● Task statement
Extract only the first line of the listing and every line after it up to and including the one with "MdOpenInNew, MdSearch, MdSettings". Omit the pictures.
══════════
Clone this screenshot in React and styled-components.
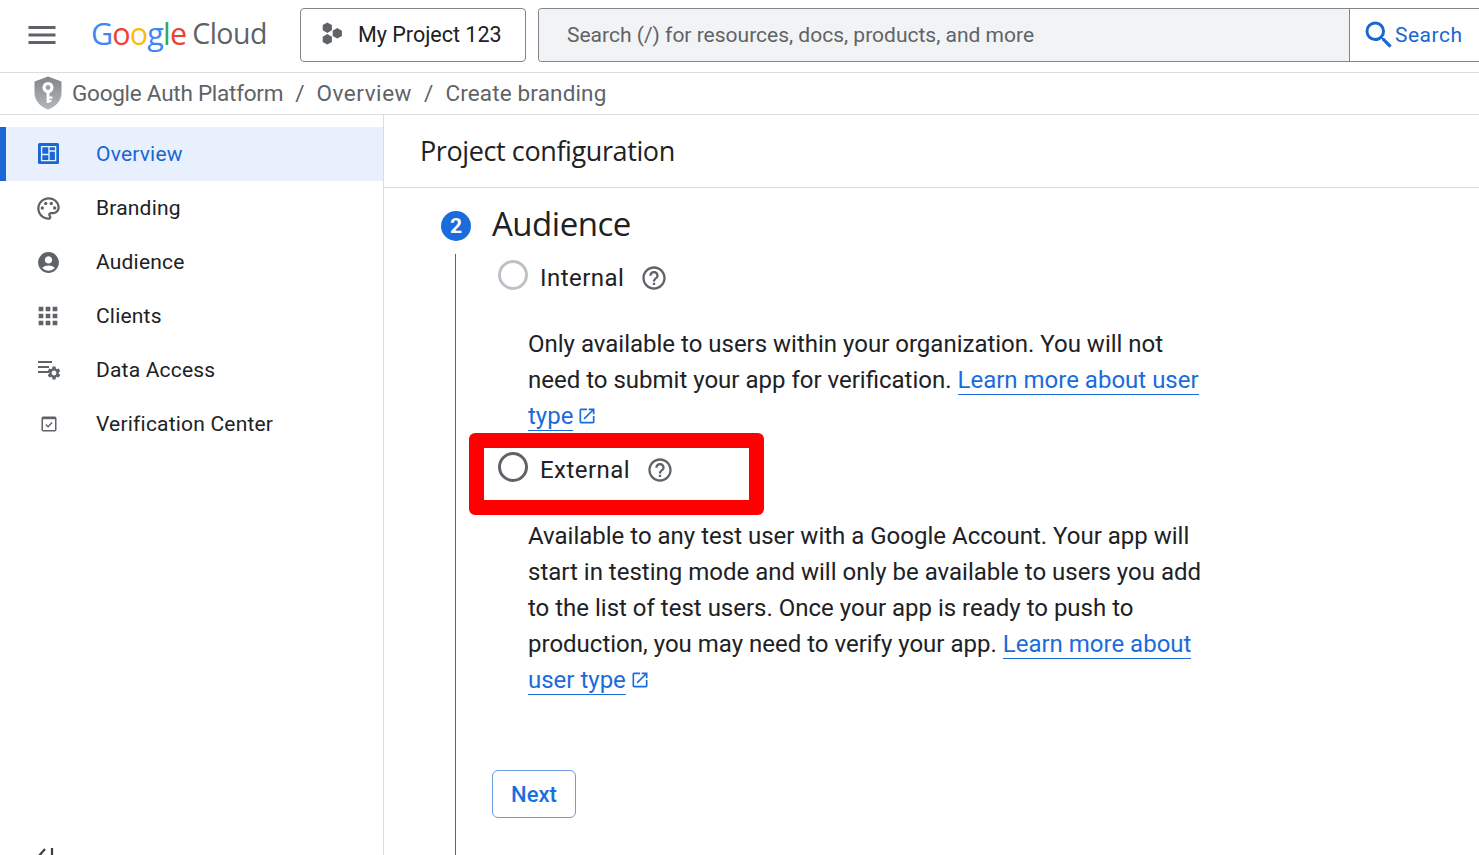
import React from "react";
import styled, { createGlobalStyle } from "styled-components";
import { MdMenu, MdOutlinePalette, MdAccountCircle, MdApps, MdOutlineHelpOutline, MdOpenInNew, MdSearch, MdSettings } from "react-icons/md";

const GlobalStyle = createGlobalStyle`
  html, body { margin: 0; padding: 0; height: 100%; background: #fff; overflow: hidden; }
  body { font-family: Roboto, "Liberation Sans", sans-serif; color: #202124; }
  * { box-sizing: border-box; }
`;

const Page = styled.div`
  height: 855px;
  display: flex;
  flex-direction: column;
  overflow: hidden;
`;

const Header = styled.header`
  height: 73px;
  flex: none;
  display: flex;
  align-items: flex-start;
  padding: 8px 0 0 24px;
  border-bottom: 1px solid #dadce0;
`;

const MenuButton = styled.div`
  width: 36px;
  height: 54px;
  display: flex;
  align-items: center;
  color: #5f6368;
  margin-right: 31px;
`;

const Logo = styled.div`
  width: 209px;
  height: 54px;
  padding-bottom: 4px;
  display: flex;
  align-items: center;
  font-family: "Open Sans", sans-serif;
  font-size: 28.5px;
  letter-spacing: -0.5px;
  color: #5f6368;
  white-space: nowrap;
`;

const LogoLetter = styled.span`
  color: ${(p) => p.$c};
`;

const LogoWord = styled.span`
  margin-right: 6px;
  font-size: 30.5px;
  font-weight: 500;
  letter-spacing: -0.85px;
`;

const ProjectButton = styled.div`
  width: 226px;
  height: 54px;
  flex: none;
  display: flex;
  align-items: center;
  padding: 0 0 2px 20px;
  gap: 13px;
  border: 1px solid #80868b;
  border-radius: 4px;
  font-size: 21.5px;
  color: #202124;
  margin-right: 12px;
`;

const SearchBox = styled.div`
  flex: 1;
  height: 54px;
  display: flex;
  border: 1px solid #80868b;
  border-right: none;
  border-radius: 4px 0 0 4px;
  overflow: hidden;
`;

const SearchInput = styled.div`
  width: 811px;
  height: 100%;
  flex: none;
  display: flex;
  align-items: center;
  padding-left: 28px;
  background: #f1f3f4;
  border-right: 1px solid #80868b;
  font-size: 21px;
  color: #5f6368;
`;

const SearchAction = styled.div`
  flex: 1;
  display: flex;
  align-items: center;
  padding-left: 11px;
  color: #1967d2;
  font-size: 21px;
  letter-spacing: 0.5px;
`;

const SearchLabel = styled.span`
  margin-left: -2px;
`;

const Breadcrumbs = styled.nav`
  height: 42px;
  flex: none;
  display: flex;
  align-items: center;
  padding: 0 0 2px 32px;
  border-bottom: 1px solid #dadce0;
  font-size: 22.5px;
  color: #5f6368;
`;

const CrumbIcon = styled.svg`
  width: 32px;
  height: 36px;
  margin-right: 8px;
  flex: none;
`;

const Crumb = styled.span`
  letter-spacing: ${(p) => p.$spacing}px;
`;

const Slash = styled.span`
  margin: 0 12px;
`;

const Body = styled.div`
  flex: 1;
  min-height: 0;
  display: flex;
`;

const Sidebar = styled.aside`
  width: 384px;
  flex: none;
  display: flex;
  flex-direction: column;
  padding-top: 12px;
  border-right: 1px solid #dadce0;
`;

const NavItem = styled.div`
  height: 54px;
  display: flex;
  align-items: center;
  font-size: 21px;
  letter-spacing: 0.2px;
  border-left: 6px solid ${(p) => (p.$active ? "#1967d2" : "transparent")};
  background: ${(p) => (p.$active ? "#e8f0fe" : "transparent")};
  color: ${(p) => (p.$active ? "#1967d2" : "#202124")};
`;

const NavIcon = styled.span`
  width: 84px;
  margin-right: 6px;
  flex: none;
  display: flex;
  align-items: center;
  justify-content: center;
  color: ${(p) => (p.$active ? "#1967d2" : "#5f6368")};
`;

const DataAccessWrap = styled.span`
  position: relative;
  width: 24px;
  height: 22px;
  display: inline-flex;
`;

const GearSpot = styled.span`
  position: absolute;
  right: -2px;
  bottom: 0;
  display: flex;
  color: #5f6368;
`;

const Collapse = styled.div`
  margin-top: auto;
  height: 7px;
  padding-left: 36px;
  overflow: hidden;
  color: #3c4043;
`;

const Main = styled.main`
  flex: 1;
  min-width: 0;
  display: flex;
  flex-direction: column;
`;

const TitleBar = styled.div`
  height: 73px;
  flex: none;
  display: flex;
  align-items: center;
  padding: 0 0 2px 36px;
  border-bottom: 1px solid #dadce0;
  font-family: "Open Sans", sans-serif;
  font-size: 27px;
  letter-spacing: -0.4px;
  color: #202124;
`;

const Stepper = styled.section`
  padding: 10px 0 0 57px;
  flex: 1;
  min-height: 0;
  display: flex;
  flex-direction: column;
`;

const StepHead = styled.div`
  height: 56px;
  flex: none;
  display: flex;
  align-items: center;
  gap: 21px;
`;

const StepNumber = styled.span`
  width: 30px;
  height: 30px;
  border-radius: 50%;
  background: #1a6bdc;
  color: #fff;
  font-size: 21px;
  font-weight: 700;
  display: flex;
  align-items: center;
  justify-content: center;
`;

const StepTitle = styled.h2`
  margin: 0 0 6px;
  font-family: "Open Sans", sans-serif;
  font-size: 33px;
  font-weight: 400;
  letter-spacing: -0.5px;
  color: #202124;
`;

const StepBody = styled.div`
  flex: 1;
  margin-left: 14px;
  padding-left: 42px;
  border-left: 1px solid #5f6368;
  display: flex;
  flex-direction: column;
`;

const OptionRow = styled.div`
  position: relative;
  height: 48px;
  display: flex;
  align-items: flex-start;
  padding-top: 6px;
  font-size: 24px;
`;

const Radio = styled.span`
  width: 30px;
  height: 30px;
  flex: none;
  margin-right: 12px;
  border-radius: 50%;
  border: 3px solid ${(p) => (p.$muted ? "#bdc1c6" : "#5f6368")};
`;

const OptionLabel = styled.span`
  margin-top: 2px;
  line-height: 32px;
  color: #202124;
  letter-spacing: 0.45px;
`;

const HelpIcon = styled.span`
  margin: 4px 0 0 16px;
  display: flex;
  color: #5f6368;
`;

const Highlight = styled.div`
  position: absolute;
  left: -29px;
  top: -13px;
  width: 295px;
  height: 82px;
  border: 15px solid #ff0000;
  border-radius: 6px;
  pointer-events: none;
`;

const Description = styled.p`
  margin: 24px 0 12px 30px;
  width: 690px;
  font-size: 24px;
  line-height: 36px;
  color: #202124;
`;

const LearnLink = styled.a`
  color: #1a6bdc;
  text-decoration: none;
  border-bottom: 1px solid #1a6bdc;
`;

const External = styled.span`
  display: inline-flex;
  vertical-align: -2px;
  margin-left: 4px;
  color: #1a6bdc;
`;

const NextButton = styled.button`
  width: 84px;
  height: 48px;
  margin: 60px 0 0 -6px;
  border: 1px solid #6a9be3;
  border-radius: 6px;
  background: #fff;
  color: #1a6fe0;
  font-family: Roboto, sans-serif;
  font-size: 22px;
  font-weight: 500;
`;

function ShieldIcon() {
  return (
    <CrumbIcon viewBox="0 0 32 36">
      <defs>
        <linearGradient id="shield" x1="0" x2="0" y1="0" y2="1">
          <stop offset="0" stopColor="#80868b" />
          <stop offset="1" stopColor="#b4b7ba" />
        </linearGradient>
      </defs>
      <path d="M16 1.5 29.5 6.5V18c0 7.5-5.6 13.6-13.5 16.5C8.1 31.6 2.5 25.5 2.5 18V6.5z" fill="url(#shield)" />
      <circle cx="16" cy="12.5" r="5.5" fill="#fff" />
      <circle cx="16" cy="12.5" r="2.4" fill="#9aa0a6" />
      <path d="M14.6 17h2.8v11h-2.8zM17.4 21.5h3v2.2h-3zM17.4 25h2v2h-2z" fill="#fff" />
    </CrumbIcon>
  );
}

function ProjectDots() {
  const hex = (cx, cy) =>
    [[-4.6, -2.6], [0, -5.2], [4.6, -2.6], [4.6, 2.6], [0, 5.2], [-4.6, 2.6]]
      .map(([x, y]) => `${cx + x},${cy + y}`)
      .join(" ");
  return (
    <svg width="24" height="24" viewBox="0 0 24 24" fill="#5f6368">
      <polygon points={hex(6.3, 5.7)} />
      <polygon points={hex(6.3, 17.3)} />
      <polygon points={hex(16.3, 11.3)} />
    </svg>
  );
}

function OverviewIcon() {
  return (
    <svg width="22" height="22" viewBox="0 0 22 22">
      <rect x="1" width="21" height="21" rx="1.5" fill="#1967d2" />
      <path d="M4.6 3.6h14v14h-14zM12 3.6v14M4.6 11.5H12M12 8h6.6" fill="none" stroke="#e8f0fe" strokeWidth="1.4" />
    </svg>
  );
}

function DataAccessIcon() {
  return (
    <DataAccessWrap>
      <svg width="24" height="22" viewBox="0 0 24 22" fill="#5f6368">
        <path d="M2 2h14v2H2zM2 7h11v2H2zM2 12h11v2H2z" />
      </svg>
      <GearSpot><MdSettings size={16} /></GearSpot>
    </DataAccessWrap>
  );
}

function VerifyIcon() {
  return (
    <svg width="22" height="22" viewBox="0 0 22 22" fill="none" stroke="#5f6368">
      <rect x="5.25" y="4.25" width="13.5" height="13.5" strokeWidth="1.5" rx="1" />
      <path d="M5 5.2h14" strokeWidth="2" />
      <path d="M8.8 11.5l2.3 2.2 4-4.2" strokeWidth="1.4" />
    </svg>
  );
}

function CollapseIcon() {
  return (
    <svg width="20" height="20" viewBox="0 0 20 20" fill="none" stroke="currentColor" strokeWidth="2.2">
      <path d="M9 1 2 9l7 8M16 0v18" />
    </svg>
  );
}

const googleLetters = [
  ["G", "#4285f4"],
  ["o", "#ea4335"],
  ["o", "#fbbc04"],
  ["g", "#4285f4"],
  ["l", "#34a853"],
  ["e", "#ea4335"],
];

const navItems = [
  { label: "Overview", icon: <OverviewIcon />, active: true },
  { label: "Branding", icon: <MdOutlinePalette size={27} /> },
  { label: "Audience", icon: <MdAccountCircle size={25} /> },
  { label: "Clients", icon: <MdApps size={28} /> },
  { label: "Data Access", icon: <DataAccessIcon /> },
  { label: "Verification Center", icon: <VerifyIcon /> },
];

export default function App() {
  return (
    <Page>
      <GlobalStyle />
      <Header>
        <MenuButton><MdMenu size={36} /></MenuButton>
        <Logo>
          <LogoWord>
            {googleLetters.map(([l, c], i) => <LogoLetter key={i} $c={c}>{l}</LogoLetter>)}
          </LogoWord>
          Cloud
        </Logo>
        <ProjectButton><ProjectDots />My Project 123</ProjectButton>
        <SearchBox>
          <SearchInput>Search (/) for resources, docs, products, and more</SearchInput>
          <SearchAction><MdSearch size={36} /><SearchLabel>Search</SearchLabel></SearchAction>
        </SearchBox>
      </Header>
      <Breadcrumbs>
        <ShieldIcon />
        <Crumb $spacing={-0.25}>Google Auth Platform</Crumb>
        <Slash>/</Slash>
        <Crumb $spacing={0.55}>Overview</Crumb>
        <Slash>/</Slash>
        <Crumb $spacing={0.15}>Create branding</Crumb>
      </Breadcrumbs>
      <Body>
        <Sidebar>
          {navItems.map((item) => (
            <NavItem key={item.label} $active={item.active}>
              <NavIcon $active={item.active}>{item.icon}</NavIcon>
              {item.label}
            </NavItem>
          ))}
          <Collapse><CollapseIcon /></Collapse>
        </Sidebar>
        <Main>
          <TitleBar>Project configuration</TitleBar>
          <Stepper>
            <StepHead>
              <StepNumber>2</StepNumber>
              <StepTitle>Audience</StepTitle>
            </StepHead>
            <StepBody>
              <OptionRow>
                <Radio $muted />
                <OptionLabel>Internal</OptionLabel>
                <HelpIcon><MdOutlineHelpOutline size={28} /></HelpIcon>
              </OptionRow>
              <Description>
                Only available to users within your organization. You will not need to submit your app for verification.{" "}
                <LearnLink>Learn more about user type</LearnLink>
                <External><MdOpenInNew size={20} /></External>
              </Description>
              <OptionRow>
                <Radio />
                <OptionLabel>External</OptionLabel>
                <HelpIcon><MdOutlineHelpOutline size={28} /></HelpIcon>
                <Highlight />
              </OptionRow>
              <Description>
                Available to any test user with a Google Account. Your app will start in testing mode and will only be available to users you add to the list of test users. Once your app is ready to push to production, you may need to verify your app.{" "}
                <LearnLink>Learn more about user type</LearnLink>
                <External><MdOpenInNew size={20} /></External>
              </Description>
              <NextButton>Next</NextButton>
            </StepBody>
          </Stepper>
        </Main>
      </Body>
    </Page>
  );
}
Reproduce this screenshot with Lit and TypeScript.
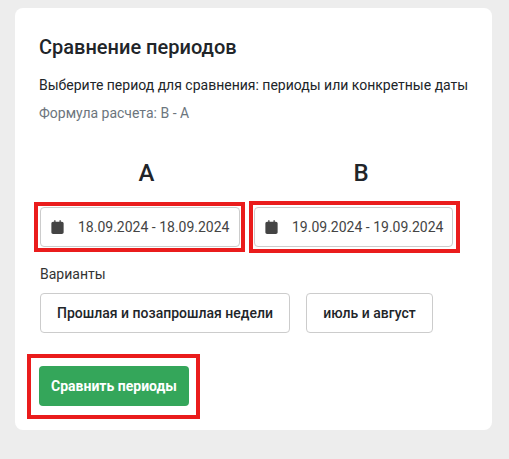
import { LitElement, html, css } from "lit";
import { customElement } from "lit/decorators.js";

const cal = html`<svg class="ico" viewBox="0 0 448 512" width="13" height="14" aria-hidden="true"><path fill="currentColor" d="M152 24c0-13.300-10.700-24-24-24S104 10.700 104 24V64H64C28.700 64 0 92.700 0 128v16 48V448c0 35.300 28.700 64 64 64H384c35.300 0 64-28.700 64-64V192 144 128c0-35.300-28.700-64-64-64H344V24c0-13.300-10.700-24-24-24s-24 10.700-24 24V64H152V24zM0 192H448V176H0z"/></svg>`;

@customElement("app-root")
export class AppRoot extends LitElement {
  static styles = css`
    :host { display: block; height: 459px; background: #ededed; font-family: Roboto, "Liberation Sans", sans-serif; color: #212529; padding: 8px 17px 0 15px; box-sizing: border-box; overflow: hidden; }
    .card { background: #fff; border-radius: 8px; height: 422px; box-sizing: border-box; padding: 26px 24px 0; }
    h2 { margin: 0; font-size: 20px; font-weight: 500; line-height: 26px; color: #212529; }
    .lead { margin: 15px 0 0; font-size: 14px; line-height: 20px; white-space: nowrap; }
    .formula { margin: 8px 0 0; font-size: 14px; line-height: 20px; color: #6c757d; }
    .cols { display: grid; grid-template-columns: 214px 214px; margin: 36px 0 0 1px; }
    .letter { font-size: 24px; font-weight: 500; line-height: 28px; height: 28px; text-align: center; }
    .a .letter { padding-right: 1px; }
    .picker { position: relative; margin-top: 20px; width: 200px; height: 40px; box-sizing: border-box; border: 1px solid #ccc; border-radius: 4px; display: flex; align-items: center; padding-left: 10px; font-size: 14px; color: #444; }
    .picker::after { content: ""; position: absolute; inset: -6px -6px -6px -7px; border: 4px solid #ea1c1c; pointer-events: none; }
    .b .picker { width: 199px; }
    .b .picker::after { inset: -7px -8px -7px -6px; }
    .ico { color: #444; margin-right: 14px; flex: none; }
    .label { margin: 17px 0 0 1px; font-size: 14px; line-height: 20px; color: #333; }
    .opts { display: flex; gap: 16px; margin: 9px 0 0 1px; }
    .opt { height: 40px; box-sizing: border-box; border: 1px solid #ccc; border-radius: 4px; background: #fff; font: 500 14px Roboto, "Liberation Sans", sans-serif; color: #212529; padding: 0 16px; white-space: nowrap; }
    .first { width: 250px; }
    .second { width: 127px; }
    .go-wrap { display: inline-block; position: relative; margin-top: 33px; }
    .go { display: block; width: 150px; height: 40px; border: 0; border-radius: 4px; background: #34a65a; color: #fff; font: 700 14px Roboto, "Liberation Sans", sans-serif; padding: 0; }
    .go-wrap::after { content: ""; position: absolute; inset: -12px -11px -13px -12px; border: 4px solid #ea1c1c; pointer-events: none; }
  `;

  render() {
    return html`<div class="card">
      <h2>Сравнение периодов</h2>
      <p class="lead">Выберите период для сравнения: периоды или конкретные даты</p>
      <p class="formula">Формула расчета: B - A</p>
      <div class="cols">
        <div class="a"><div class="letter">A</div><div class="picker">${cal}18.09.2024 - 18.09.2024</div></div>
        <div class="b"><div class="letter">B</div><div class="picker">${cal}19.09.2024 - 19.09.2024</div></div>
      </div>
      <div class="label">Варианты</div>
      <div class="opts"><button class="opt first">Прошлая и позапрошлая недели</button><button class="opt second">июль и август</button></div>
      <div class="go-wrap"><button class="go">Сравнить периоды</button></div>
    </div>`;
  }
}
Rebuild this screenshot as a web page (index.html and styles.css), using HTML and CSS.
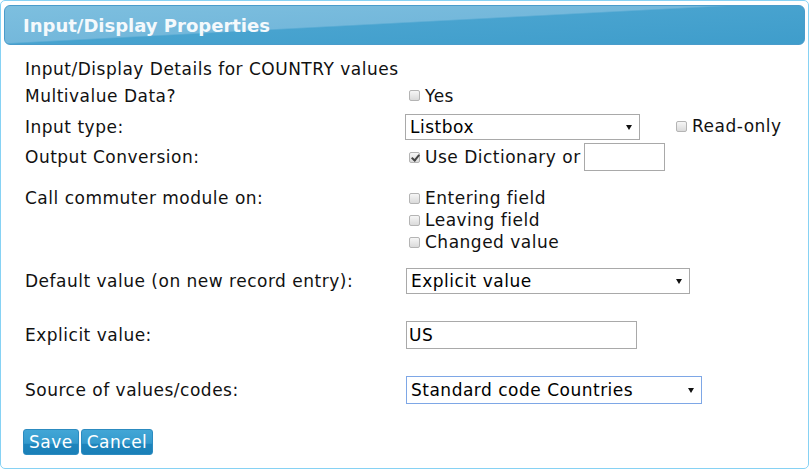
FILE: index.html
```html
<!DOCTYPE html>
<html lang="en">
<head>
    <meta charset="UTF-8">
    <title>Input/Display Properties</title>
    <link rel="stylesheet" href="styles.css">
</head>
<body>
    <div class="dialog">
        <div class="dialog-title">Input/Display Properties</div>

        <form class="props">
            <div class="row intro">
                <span>Input/Display Details for COUNTRY values</span>
            </div>
            <div class="row">
                <span>Multivalue Data?</span>
                <label class="check"><input type="checkbox"> Yes</label>
            </div>
            <div class="row r-input">
                <span>Input type:</span>
                <div class="inline">
                    <div class="select-wrap w-listbox">
                        <select><option>Listbox</option></select>
                    </div>
                    <label class="check readonly"><input type="checkbox"> Read-only</label>
                </div>
            </div>
            <div class="row r-output">
                <span>Output Conversion:</span>
                <div class="inline">
                    <label class="check"><input type="checkbox" checked> Use Dictionary or</label>
                    <input type="text" class="text conv">
                </div>
            </div>
            <div class="row r-commuter">
                <span>Call commuter module on:</span>
                <div class="checklist">
                    <label class="check"><input type="checkbox"> Entering field</label>
                    <label class="check"><input type="checkbox"> Leaving field</label>
                    <label class="check"><input type="checkbox"> Changed value</label>
                </div>
            </div>
            <div class="row r-default">
                <span>Default value (on new record entry):</span>
                <div class="select-wrap w-default">
                    <select><option>Explicit value</option></select>
                </div>
            </div>
            <div class="row r-explicit">
                <span>Explicit value:</span>
                <input type="text" class="text explicit" value="US">
            </div>
            <div class="row r-source">
                <span>Source of values/codes:</span>
                <div class="select-wrap w-source focused">
                    <select><option>Standard code Countries</option></select>
                </div>
            </div>

            <div class="buttons">
                <button type="button">Save</button><button type="button">Cancel</button>
            </div>
        </form>
    </div>
</body>
</html>
```
FILE: styles.css
```css
body {
    margin: 0;
    font-family: "DejaVu Sans", Verdana, sans-serif;
    font-size: 17px;
    letter-spacing: 0.5px;
    color: #111;
    background: #fff;
}

.dialog {
    width: 801px;
    height: 463px;
    border: 1px solid #86d2f4;
    border-radius: 5px;
    padding: 4px 3px 0 3px;
    background: #fff;
}

.dialog-title {
    height: 38px;
    line-height: 40px;
    padding-left: 18px;
    border: 1px solid #4a9ccb;
    border-radius: 6px;
    background: linear-gradient(177deg, #7dbfdf 0%, #74b8db 46%, #48a3cf 48%, #3f9dcb 100%);
    color: #f4f9fc;
    font-weight: bold;
    font-size: 18px;
    letter-spacing: 0;
}

.props {
    padding: 10px 0 0 21px;
}

.row {
    display: grid;
    grid-template-columns: 380px auto;
    align-items: center;
    height: 27px;
}

.r-input {
    margin-top: 3px;
    height: 30px;
}

.r-output {
    height: 30px;
}

.r-commuter {
    margin-top: 15px;
    height: auto;
    align-items: start;
    line-height: 22px;
}

.r-default {
    margin-top: 15px;
    height: 26px;
}

.r-explicit {
    margin-top: 27px;
}

.r-source {
    margin-top: 28px;
}

.inline {
    display: flex;
    align-items: center;
}

.checklist {
    display: flex;
    flex-direction: column;
}

.check {
    display: flex;
    align-items: center;
    gap: 5px;
    padding-left: 4px;
}

.check input {
    appearance: none;
    -webkit-appearance: none;
    width: 11px;
    height: 11px;
    margin: 0;
    border: 1px solid #b4b4b4;
    border-radius: 2px;
    background: linear-gradient(#f6f6f6, #dadada);
    position: relative;
    flex: none;
}

.check input:checked::after {
    content: "";
    position: absolute;
    left: 3px;
    top: 0px;
    width: 3px;
    height: 6px;
    border: solid #444;
    border-width: 0 2px 2px 0;
    transform: rotate(40deg);
}

.readonly {
    margin-left: 32px;
    margin-top: -2px;
}

.select-wrap {
    position: relative;
    height: 26px;
}

.select-wrap select {
    appearance: none;
    -webkit-appearance: none;
    width: 100%;
    height: 26px;
    margin: 0;
    padding: 0 0 0 4px;
    border: 1px solid #a9a9a9;
    background: #fff;
    font-family: inherit;
    font-size: 17px;
    letter-spacing: 0.5px;
    color: #000;
    border-radius: 0;
}

.select-wrap::after {
    content: "";
    position: absolute;
    right: 8px;
    top: 11px;
    border-left: 3px solid transparent;
    border-right: 3px solid transparent;
    border-top: 5px solid #111;
}

.w-listbox {
    width: 235px;
}

.w-default {
    width: 284px;
    margin-left: 1px;
}

.w-source {
    width: 296px;
    height: 28px;
    margin-left: 1px;
}

.w-source select {
    height: 28px;
}

.w-source::after {
    top: 12px;
}

.focused select {
    border-color: #7ea7e6;
}

.text {
    margin: 0;
    border: 1px solid #a9a9a9;
    font-family: inherit;
    font-size: 17px;
    letter-spacing: 0.5px;
    color: #000;
    box-sizing: border-box;
    padding: 0 2px;
}

.conv {
    width: 81px;
    height: 28px;
    margin-left: 3px;
}

.explicit {
    width: 231px;
    height: 28px;
    margin-left: 1px;
}

.buttons {
    display: flex;
    gap: 2px;
    margin-top: 26px;
    margin-left: -2px;
}

.buttons button {
    height: 26px;
    padding: 0 5px;
    border: 1px solid #2c8bc0;
    border-radius: 3px;
    background: linear-gradient(#42a6d6 0%, #349acd 55%, #1e84bb 60%, #1a80b8 100%);
    color: #fff;
    font-family: inherit;
    font-size: 17px;
    letter-spacing: 0.5px;
    cursor: pointer;
}
```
══════════
● Result of this exercise
Clone this screenshot in React and styled-components.
import React from "react";
import styled, { createGlobalStyle } from "styled-components";
import { MdMenu, MdOutlinePalette, MdAccountCircle, MdApps, MdOutlineHelpOutline, MdOpenInNew, MdSearch, MdSettings } from "react-icons/md";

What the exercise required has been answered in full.